[ISN] New law eyed to counter industrial spies / Stealing secrets alone to be punishable

From: InfoSec News (alerts@private)
Date: Wed Jan 16 2008 - 01:17:53 PST


http://www.yomiuri.co.jp/dy/national/20080115TDY01305.htm

The Yomiuri Shimbun
Jan. 15, 2008

To prevent industrial spying that jeopardizes corporate secrets, the 
Economy, Trade and Industry Ministry has decided to push for the 
enactment of a new law that will enable authorities to more easily 
establish a criminal case against a spy once he or she takes 
confidential information from a company.

The theft or leaking of Japanese companies' proprietary technical 
information to overseas firms and governments is a growing concern for 
industries. Under the Penal Code, however, it is impossible to prosecute 
an industrial spy only for stealing confidential information. The new 
law is aimed at clamping down on espionage offenses and protecting 
companies' competitive strengths. The law also will aim to prevent 
technology that can be used for military purposes from being taken 
outside the firm or firms that own it.

The ministry also plans to revise the Patent Law so that patents on 
technology or ideas that are important in terms of security issues do 
not need to be made public.

The ministry intends to submit bills for both the new law and the 
revised Patent Law to the ordinary Diet session next year.

The Unfair Competition Prevention Law has served as the basis for 
prosecuting people for industrial espionage, which is regarded under the 
law as the offense of improperly accessing business secrets. However, it 
can be applied only when someone has leaked confidential information 
about a company that is important for its business to a rival company, 
thereby hindering fair competition. Moreover, the law requires that the 
person or company that has received the leaked information be 
identified, even if the firm is based overseas, which makes it extremely 
difficult to establish an industrial spying case. As a result, no 
industrial spy has been indicted under the law.
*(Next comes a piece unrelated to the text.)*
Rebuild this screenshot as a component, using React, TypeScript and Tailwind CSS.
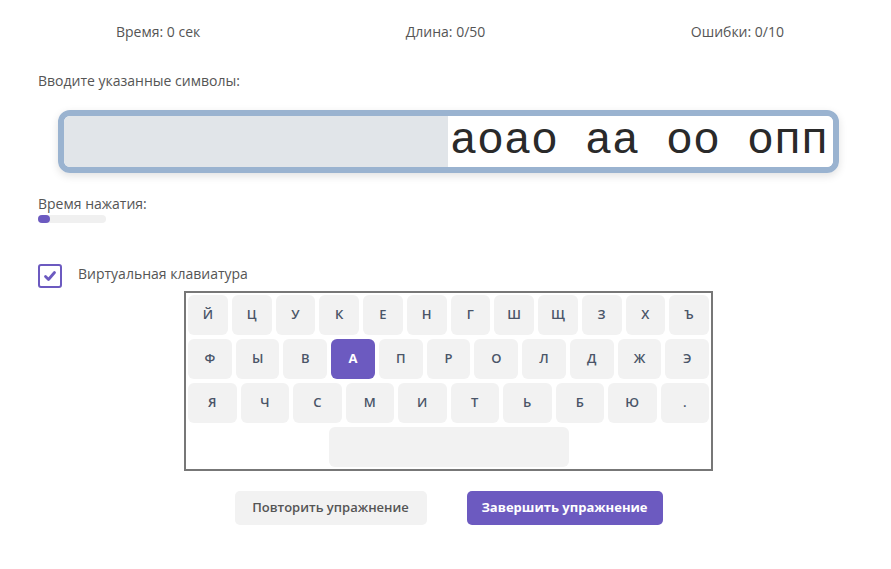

Also, if information that can be used for military purposes is leaked 
overseas or to a company that is not a rival of the owner of the 
information, such a case cannot be established under the law. What is 
more, stealing information is not regarded as theft under the Penal Code 
because the stolen information is neither money nor an object.

Therefore, the ministry has concluded there is a need to clamp down a 
wide variety of industrial espionage activities and breaches of security 
and is considering consulting on the matter at the Industrial Structure 
Council, an advisory panel under the economy, trade and industry 
minister, in spring after discussing details of the new law at a study 
group inside the ministry.

Under the ministry's plan, the new law will be designed to clamp down on 
theft of information and will be designed so that someone can be 
prosecuted only for intentionally obtaining and/or leaking company 
information that is important for its business operations and is 
generally treated as confidential information within the company.

In March, a Chinese engineer employed by Denso Corp. in Kariya, Aichi 
Prefecture, was arrested on suspicion of embezzlement in connection with 
taking a company computer containing product data. It was known at the 
time that he had returned to China three times at around the same time 
he had downloaded a huge amount of product design data. But the police 
were not able to establish whether the data had been handed to another 
company and gave up trying to build a case.